Shoulders: The jacket’s shoulder pads should end right about where your should ends, leaving enough room for the top of the sleeve to hang down straight.  If you can press down on the end of the shoulder and the shoulder pad bends down towards your upper arm, it’s too big.  Conversely, if there’s a horizontal wrinkle at the top of the sleeve (the sleevehead) and your upper arm is sticking out, the shoulders are too narrow. Like this:
















Chest: The jacket should hug the curve of your chest smoothly without pulling or feeling uncomfortable.  If the lapels bow outward rather than laying flat on your chest, it’s probably too small.  If you get a big vertical fold of extra material at the side of the chest, it’s probably too big.  This jacket is too small – see how the chest is bowing out and the fabric is pulling around my midsection?

















Waist: This is pretty easy to figure out.  Button the jacket at the waist – that’s the top button on a 2-button jacket or the middle one on a 3-button jacket.  If it’s snug and pulls around the waist, it’s too tight.  Now gently pull on that waist button – pulling it away from your belly button.  It should have an inch or so of room to move; if there’s much more than that, it’s too big.

This jacket, a size 44 Regular, is way too big for my mannequin, which is about a 40R.  The shoulders are drooping at the ends, and there’s a big mess of extra fabric at the chest and waist.

















Sleeves: The jacket’s sleeves should end around your wristbone, leaving 1/4″-1/2″ of your shirt sleeve showing.  If more than that shows, the sleeves are too short; if none shows and the jacket sleeve falls down on to your hands, they’re too long.

This jacket is just a bit too big for me all around.  The body and sleeves are too long, and there’s enough extra material around the chest and waist that it doesn’t fit well.  This one is pretty close, actually – if I wanted to spend the money, I could have this altered to fit me.  But it would cost at least $100-125, maybe more, at my tailor, and it isn’t a nice enough jacket for me to want to invest that much money.

















Pants: These are easier, as most guys already have a general sense of how pants should fit. Just be careful they aren’t too baggy or too long – they should break just slightly over the top of the shoes.

This suit is one of my best-fitting suits.  The shoulders, chest, and waist all fit well with no pulling or bunching, the sleeves show just the right amount of shirt cuff, and the pants hang straight and smooth with just a bit of break over the shoes.  When I bought this one, it fit well in the shoulders and chest but the waist on both the jacket and pants were really tight.  I spend about $85 having those let out, and now it fits perfectly.

















There are a lot more subtle fit issues that can be influenced by your posture and your body’s symmetry (or lack thereof), and maybe I’ll talk about those later.  But this covers the most important things to look for when you’re trying to decide whether a suit fits well enough to buy it.

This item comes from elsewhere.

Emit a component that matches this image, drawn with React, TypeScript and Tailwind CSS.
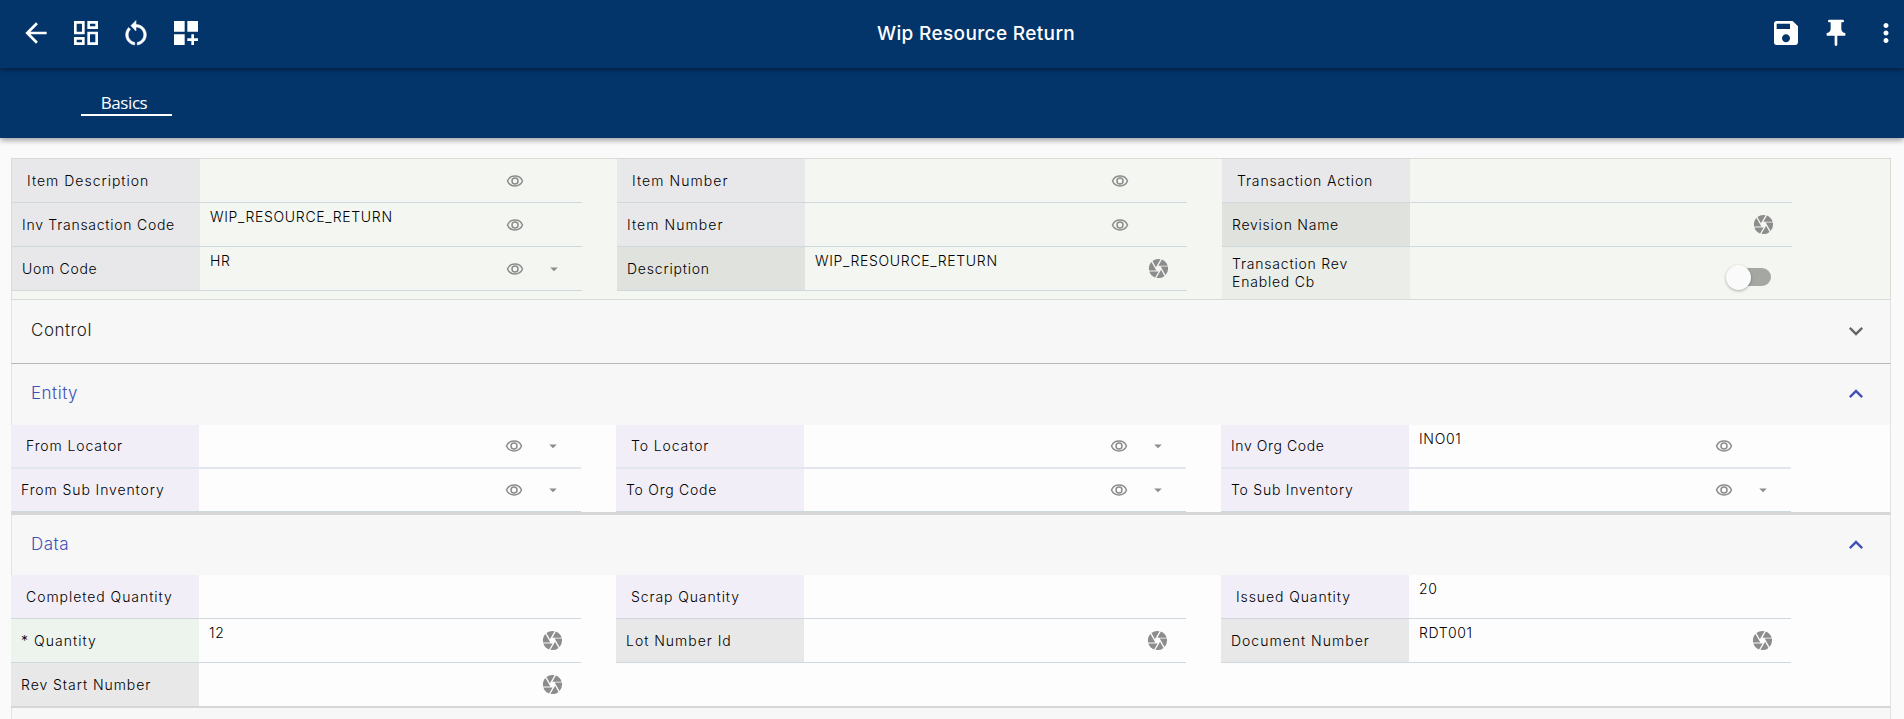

For more on fit, balance, and proportion, you can check out the following books:
Dressing the Man: Mastering the Art of Permanent Fashion, by Alan Flusser
Clothes and the Man, also by Flusser (out of print)
Gentleman: A Timeless Fashion, by Bernhard Roetzel

Any questions?

This entry was posted in "How To Thrift" Series, Sportcoats, Suits. Bookmark the permalink.

9 Responses to How to Thrift, Part 4: Fit

  1. Aliotsy says:

    This was a fantastic primer. Most guides focus on jackets and trousers that fit too large (which most men are wont to do), and not enough on jackets that are too small (a mistake that’s occurring more frequently due to current trends).

    The pictures showing how a too-small jacket fits are very helpful.

    Thank you!

  2. Lauren says:

    This is so helpful. I’m pretty sure none of Tyes’ suits fit him properly because neither of us really knew how suits were supposed to fit.

    PS…Thanks for including the word “buttocks” in your post.

  3. Thank you! Your comments about dressing being a form of non-verbal communication a few blog posts back inspired me to think about considering my dress more. With all the options out there (from oxfords to penny loafers, french cuffs to normal cuffs) how would you recommend refreshing a wardrobe?

    • Corey says:

      Start by evaluating what you already have and see what can work with the style you are striving for. Clothing that you seldom wear or does not fit proper;y anymore can be sold, traded, or given away.

      Update by adding versatile pieces that will work with what you decide to keep. I certainly would invest in a great pair of leather soled brown or burgundy colored penny loafers (Bass makes a great shoe) and a black pair of leather lace up oxfords or wingtips. The penny loafers are universal and work dressed up or casual, while the black oxfords go well with a suit.

      A new belt or some interesting ties and pocket squares can really take your wardrobe to the next level.

      If you usually wear solid colored shirts, try stripes on for a change with a well-coordinated tie. French cuffed shirts are great, especially when worn with interesting cufflinks (I especially like the multi-colored silk knot cufflinks).

      I strongly suggest spending time looking at how different men dress for inspiration…taking ideas from what you see and like and cultivating them into what works for you.

      Building a proper wardrobe, in my opinion, should be done carefully and should be done with thought, so I would go about buying clothing in such a way that slowly builds your wardrobe by making a list of what you need and what you want.

  4. Emily O. says:

    I’m glad your little sister wasn’t the only one who enjoyed (laughed at) the use of the word “buttocks” in your post.

    And seriously, thank you for all these posts. I know they’re going to help Scott, and they already helped several friends I have sent here.

  5. Richard says:

    Any future plans for more in this series? Very informative and useful. I would like to know about how to spot quality shoes.

  6. Dan P. says:

    For pant alterations, how many inches can be taken in to attain a good fit w/out impacting the overall appearance?

    • Jeff says:

      Dan, I’d say 2-3 inches at most. More than that and the back pockets get too close together. At that point you’re talking about having a tailor take them apart completely and recut them, and that’s likely more expensive than buying new pants.